--- Available data ---
· · ·
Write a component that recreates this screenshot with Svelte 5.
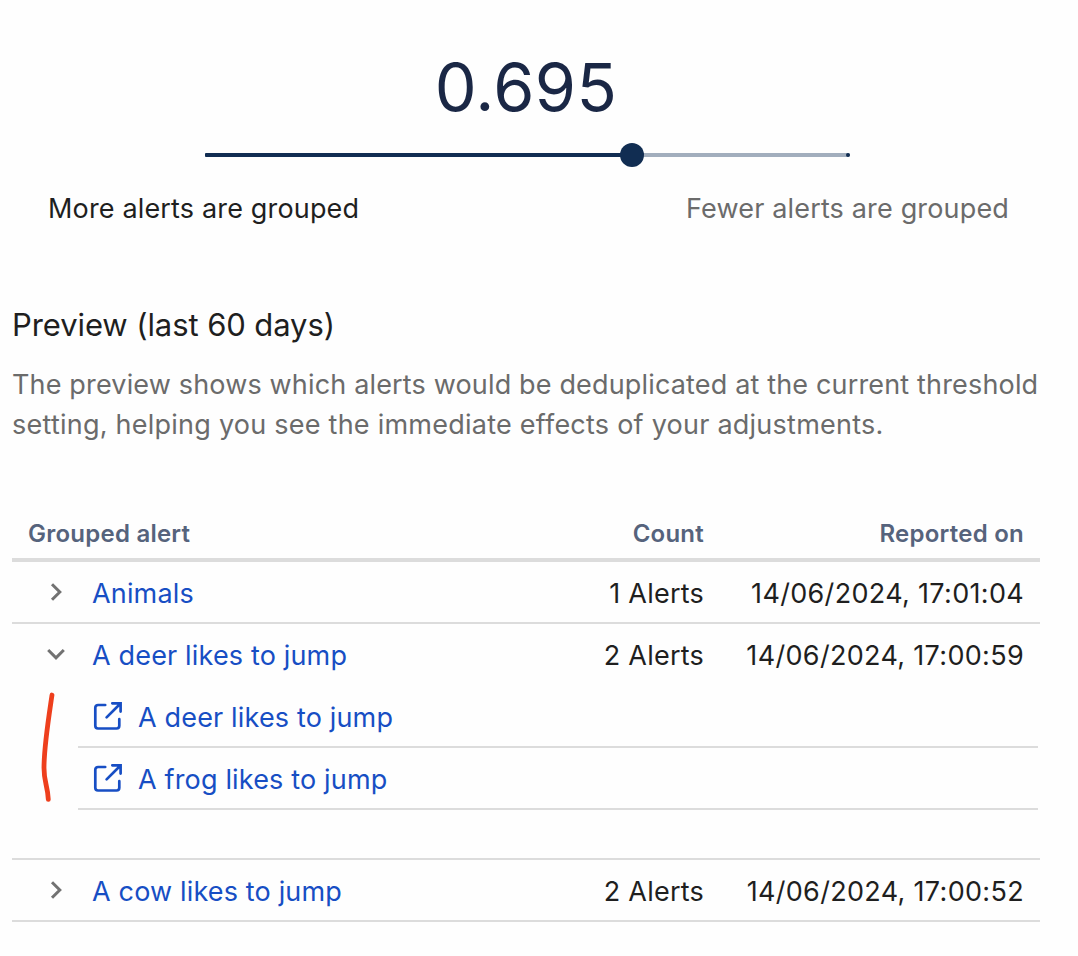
<script>
  const value = 0.695;
  const progress = 66.3;

  const groups = [
    { name: 'Animals', count: '1 Alerts', date: '14/06/2024, 17:01:04', open: false, children: [] },
    {
      name: 'A deer likes to jump',
      count: '2 Alerts',
      date: '14/06/2024, 17:00:59',
      open: true,
      children: ['A deer likes to jump', 'A frog likes to jump']
    },
    { name: 'A cow likes to jump', count: '2 Alerts', date: '14/06/2024, 17:00:52', open: false, children: [] }
  ];
</script>

<main>
  <section class="threshold">
    <div class="value">{value}</div>
    <div class="slider">
      <div class="fill" style="width: {progress}%"></div>
      <span class="end"></span>
      <span class="thumb" style="left: {progress}%"></span>
    </div>
    <div class="labels">
      <span class="more">More alerts are grouped</span>
      <span class="fewer">Fewer alerts are grouped</span>
    </div>
  </section>

  <section class="preview">
    <h2>Preview (last 60 days)</h2>
    <p>
      <span class="l1">The preview shows which alerts would be deduplicated at the current threshold</span><br />
      <span class="l2">setting, helping you see the immediate effects of your adjustments.</span>
    </p>
  </section>

  <section class="table">
    <div class="row head">
      <span class="name">Grouped alert</span>
      <span class="count">Count</span>
      <span class="date">Reported on</span>
    </div>
    {#each groups as group}
      <div class="group">
        <div class="row">
          <span class="name">
            <svg class="chevron" width="24" height="24" viewBox="0 0 24 24">
              <path d={group.open ? 'M4.2 8L12 15.8l7.8-7.8' : 'M8 4.2L15.8 12l-7.8 7.8'} />
            </svg>
            <a href="#group">{group.name}</a>
          </span>
          <span class="count">{group.count}</span>
          <span class="date">{group.date}</span>
        </div>
        {#if group.open}
          <div class="children">
            {#each group.children as child}
              <div class="child">
                <svg width="30" height="30" viewBox="0 0 30 30">
                  <path d="M12.2 4H5a2.7 2.7 0 0 0-2.7 2.7v18.1a2.7 2.7 0 0 0 2.7 2.7h18.6a2.700 2.700 0 0 0 2.700-2.700v-6.600" />
                  <path d="M19.300 2.300h8.300v8.300M13.600 16.400L27 3" />
                </svg>
                <a href="#alert">{child}</a>
              </div>
            {/each}
            <svg class="stroke" width="24" height="118" viewBox="0 0 24 118">
              <path d="M14 9C10.8 31 6 60 6 82C6 96 9.5 99 10.3 113.3" />
            </svg>
          </div>
        {/if}
      </div>
    {/each}
  </section>
</main>

<style>
  :global(body) {
    background: #fff;
  }
  main {
    box-sizing: border-box;
    width: 1078px;
    height: 956px;
    padding: 47px 38px 0 12px;
    overflow: hidden;
    font: 27px/40px Inter, sans-serif;
    letter-spacing: 0.16px;
    color: #1f1f1f;
    background: #fefefe;
  }
  .threshold {
    display: flex;
    flex-direction: column;
    align-items: center;
  }
  .value {
    height: 80px;
    font-size: 66.5px;
    line-height: 80px;
    letter-spacing: 0.4px;
    color: #1a2745;
  }
  .slider {
    position: relative;
    width: 645px;
    height: 4px;
    margin-top: 26px;
    margin-left: 2px;
    border-radius: 2px;
    background: #a2aebd;
  }
  .fill {
    height: 4px;
    border-radius: 1px;
    background: #112d52;
  }
  .end {
    position: absolute;
    right: 0;
    top: 0;
    width: 4px;
    height: 4px;
    border-radius: 50%;
    background: #112d52;
  }
  .thumb {
    position: absolute;
    top: -10px;
    width: 24px;
    height: 24px;
    margin-left: -12px;
    border-radius: 50%;
    background: #112d52;
  }
  .labels {
    display: flex;
    align-self: stretch;
    justify-content: space-between;
    margin-top: 32px;
    padding: 0 31px 0 36px;
  }
  .fewer,
  p {
    color: #6b6b6b;
  }
  .preview {
    margin-top: 76px;
  }
  h2 {
    margin: 0;
    font-size: 31px;
    font-weight: 400;
    line-height: 40px;
    letter-spacing: -0.09px;
  }
  p {
    margin: 20px 0 0;
    white-space: nowrap;
  }
  .l2 {
    letter-spacing: 0.24px;
  }
  .table {
    margin-top: 63px;
  }
  .row {
    box-sizing: border-box;
    display: flex;
    align-items: center;
    height: 60px;
    padding: 4px 16px 0;
  }
  .head {
    height: 54px;
    padding-top: 2px;
    padding-bottom: 0;
    border-bottom: 4px solid #dcdcdc;
    font-size: 24px;
    font-weight: 600;
    color: #56637c;
  }
  .group {
    border-bottom: 2px solid #dcdcdc;
  }
  .name {
    display: flex;
    flex: 1;
    align-items: center;
  }
  .count {
    width: 160px;
    text-align: right;
    letter-spacing: 0.22px;
  }
  .date {
    width: 320px;
    text-align: right;
    letter-spacing: 0.32px;
  }
  .head span {
    letter-spacing: 0.24px;
  }
  a {
    color: #174ec4;
    text-decoration: none;
  }
  svg {
    flex: none;
    fill: none;
    stroke: #174ec4;
    stroke-width: 2.7;
    stroke-linecap: round;
  }
  .chevron {
    margin: -4px 24px 0 16px;
    stroke: #727272;
    stroke-width: 3;
    stroke-linecap: butt;
  }
  .children {
    position: relative;
    margin: 2px 2px 0 66px;
    padding-bottom: 48px;
  }
  .child {
    box-sizing: border-box;
    display: flex;
    align-items: center;
    gap: 15px;
    height: 62px;
    padding: 4px 0 0 15px;
    border-bottom: 2px solid #dcdcdc;
  }
  .child svg {
    margin-top: -4px;
  }
  .stroke {
    position: absolute;
    left: -40px;
    top: 0;
    stroke: #ee3f1d;
    stroke-width: 4.8;
  }
</style>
· · ·
--- Prompt ---
Reproduce the material word for word, minus the images.

--- Output for this exercise ---
Write a component that recreates this screenshot with Svelte 5.
<script>
  const value = 0.695;
  const progress = 66.3;

  const groups = [
    { name: 'Animals', count: '1 Alerts', date: '14/06/2024, 17:01:04', open: false, children: [] },
    {
      name: 'A deer likes to jump',
      count: '2 Alerts',
      date: '14/06/2024, 17:00:59',
      open: true,
      children: ['A deer likes to jump', 'A frog likes to jump']
    },
    { name: 'A cow likes to jump', count: '2 Alerts', date: '14/06/2024, 17:00:52', open: false, children: [] }
  ];
</script>

<main>
  <section class="threshold">
    <div class="value">{value}</div>
    <div class="slider">
      <div class="fill" style="width: {progress}%"></div>
      <span class="end"></span>
      <span class="thumb" style="left: {progress}%"></span>
    </div>
    <div class="labels">
      <span class="more">More alerts are grouped</span>
      <span class="fewer">Fewer alerts are grouped</span>
    </div>
  </section>

  <section class="preview">
    <h2>Preview (last 60 days)</h2>
    <p>
      <span class="l1">The preview shows which alerts would be deduplicated at the current threshold</span><br />
      <span class="l2">setting, helping you see the immediate effects of your adjustments.</span>
    </p>
  </section>

  <section class="table">
    <div class="row head">
      <span class="name">Grouped alert</span>
      <span class="count">Count</span>
      <span class="date">Reported on</span>
    </div>
    {#each groups as group}
      <div class="group">
        <div class="row">
          <span class="name">
            <svg class="chevron" width="24" height="24" viewBox="0 0 24 24">
              <path d={group.open ? 'M4.2 8L12 15.8l7.8-7.8' : 'M8 4.2L15.8 12l-7.8 7.8'} />
            </svg>
            <a href="#group">{group.name}</a>
          </span>
          <span class="count">{group.count}</span>
          <span class="date">{group.date}</span>
        </div>
        {#if group.open}
          <div class="children">
            {#each group.children as child}
              <div class="child">
                <svg width="30" height="30" viewBox="0 0 30 30">
                  <path d="M12.2 4H5a2.7 2.7 0 0 0-2.7 2.7v18.1a2.7 2.7 0 0 0 2.7 2.7h18.6a2.700 2.700 0 0 0 2.700-2.700v-6.600" />
                  <path d="M19.300 2.300h8.300v8.300M13.600 16.400L27 3" />
                </svg>
                <a href="#alert">{child}</a>
              </div>
            {/each}
            <svg class="stroke" width="24" height="118" viewBox="0 0 24 118">
              <path d="M14 9C10.8 31 6 60 6 82C6 96 9.5 99 10.3 113.3" />
            </svg>
          </div>
        {/if}
      </div>
    {/each}
  </section>
</main>

<style>
  :global(body) {
    background: #fff;
  }
  main {
    box-sizing: border-box;
    width: 1078px;
    height: 956px;
    padding: 47px 38px 0 12px;
    overflow: hidden;
    font: 27px/40px Inter, sans-serif;
    letter-spacing: 0.16px;
    color: #1f1f1f;
    background: #fefefe;
  }
  .threshold {
    display: flex;
    flex-direction: column;
    align-items: center;
  }
  .value {
    height: 80px;
    font-size: 66.5px;
    line-height: 80px;
    letter-spacing: 0.4px;
    color: #1a2745;
  }
  .slider {
    position: relative;
    width: 645px;
    height: 4px;
    margin-top: 26px;
    margin-left: 2px;
    border-radius: 2px;
    background: #a2aebd;
  }
  .fill {
    height: 4px;
    border-radius: 1px;
    background: #112d52;
  }
  .end {
    position: absolute;
    right: 0;
    top: 0;
    width: 4px;
    height: 4px;
    border-radius: 50%;
    background: #112d52;
  }
  .thumb {
    position: absolute;
    top: -10px;
    width: 24px;
    height: 24px;
    margin-left: -12px;
    border-radius: 50%;
    background: #112d52;
  }
  .labels {
    display: flex;
    align-self: stretch;
    justify-content: space-between;
    margin-top: 32px;
    padding: 0 31px 0 36px;
  }
  .fewer,
  p {
    color: #6b6b6b;
  }
  .preview {
    margin-top: 76px;
  }
  h2 {
    margin: 0;
    font-size: 31px;
    font-weight: 400;
    line-height: 40px;
    letter-spacing: -0.09px;
  }
  p {
    margin: 20px 0 0;
    white-space: nowrap;
  }
  .l2 {
    letter-spacing: 0.24px;
  }
  .table {
    margin-top: 63px;
  }
  .row {
    box-sizing: border-box;
    display: flex;
    align-items: center;
    height: 60px;
    padding: 4px 16px 0;
  }
  .head {
    height: 54px;
    padding-top: 2px;
    padding-bottom: 0;
    border-bottom: 4px solid #dcdcdc;
    font-size: 24px;
    font-weight: 600;
    color: #56637c;
  }
  .group {
    border-bottom: 2px solid #dcdcdc;
  }
  .name {
    display: flex;
    flex: 1;
    align-items: center;
  }
  .count {
    width: 160px;
    text-align: right;
    letter-spacing: 0.22px;
  }
  .date {
    width: 320px;
    text-align: right;
    letter-spacing: 0.32px;
  }
  .head span {
    letter-spacing: 0.24px;
  }
  a {
    color: #174ec4;
    text-decoration: none;
  }
  svg {
    flex: none;
    fill: none;
    stroke: #174ec4;
    stroke-width: 2.7;
    stroke-linecap: round;
  }
  .chevron {
    margin: -4px 24px 0 16px;
    stroke: #727272;
    stroke-width: 3;
    stroke-linecap: butt;
  }
  .children {
    position: relative;
    margin: 2px 2px 0 66px;
    padding-bottom: 48px;
  }
  .child {
    box-sizing: border-box;
    display: flex;
    align-items: center;
    gap: 15px;
    height: 62px;
    padding: 4px 0 0 15px;
    border-bottom: 2px solid #dcdcdc;
  }
  .child svg {
    margin-top: -4px;
  }
  .stroke {
    position: absolute;
    left: -40px;
    top: 0;
    stroke: #ee3f1d;
    stroke-width: 4.8;
  }
</style>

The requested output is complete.